# Start of SOURCE MATERIAL

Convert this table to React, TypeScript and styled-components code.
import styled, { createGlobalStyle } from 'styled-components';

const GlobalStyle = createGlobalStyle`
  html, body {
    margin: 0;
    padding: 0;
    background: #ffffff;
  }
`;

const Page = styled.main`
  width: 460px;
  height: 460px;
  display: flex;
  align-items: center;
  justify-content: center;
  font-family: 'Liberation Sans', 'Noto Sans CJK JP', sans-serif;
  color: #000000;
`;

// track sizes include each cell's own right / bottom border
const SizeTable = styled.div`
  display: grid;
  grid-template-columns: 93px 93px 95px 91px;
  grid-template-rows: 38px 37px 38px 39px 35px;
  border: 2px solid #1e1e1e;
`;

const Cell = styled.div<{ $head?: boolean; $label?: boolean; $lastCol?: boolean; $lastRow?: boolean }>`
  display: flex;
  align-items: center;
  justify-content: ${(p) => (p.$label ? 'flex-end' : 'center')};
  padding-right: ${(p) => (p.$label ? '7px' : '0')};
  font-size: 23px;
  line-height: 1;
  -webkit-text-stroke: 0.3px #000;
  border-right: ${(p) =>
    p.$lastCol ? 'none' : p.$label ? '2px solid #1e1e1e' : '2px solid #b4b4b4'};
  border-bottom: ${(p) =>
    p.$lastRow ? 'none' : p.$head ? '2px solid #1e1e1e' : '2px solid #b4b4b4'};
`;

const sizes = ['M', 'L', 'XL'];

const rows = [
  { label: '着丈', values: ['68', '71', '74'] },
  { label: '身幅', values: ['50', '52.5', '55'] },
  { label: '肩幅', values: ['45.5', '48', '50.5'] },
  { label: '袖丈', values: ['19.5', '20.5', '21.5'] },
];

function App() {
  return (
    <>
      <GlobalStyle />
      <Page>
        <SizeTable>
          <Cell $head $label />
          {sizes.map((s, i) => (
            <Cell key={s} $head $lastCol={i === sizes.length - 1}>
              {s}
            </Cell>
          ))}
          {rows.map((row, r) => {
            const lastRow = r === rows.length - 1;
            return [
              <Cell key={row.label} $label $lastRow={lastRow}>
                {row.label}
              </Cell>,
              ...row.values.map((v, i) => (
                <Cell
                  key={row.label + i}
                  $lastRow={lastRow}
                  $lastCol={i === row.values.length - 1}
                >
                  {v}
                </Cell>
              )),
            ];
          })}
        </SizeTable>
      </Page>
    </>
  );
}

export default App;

# End of SOURCE MATERIAL

# WHAT IS BEING ASKED
Using the material above, copy every line in which the string "styled" occurs.

# TASK RESULT
Convert this table to React, TypeScript and styled-components code.
import styled, { createGlobalStyle } from 'styled-components';
const Page = styled.main`
const SizeTable = styled.div`
const Cell = styled.div<{ $head?: boolean; $label?: boolean; $lastCol?: boolean; $lastRow?: boolean }>`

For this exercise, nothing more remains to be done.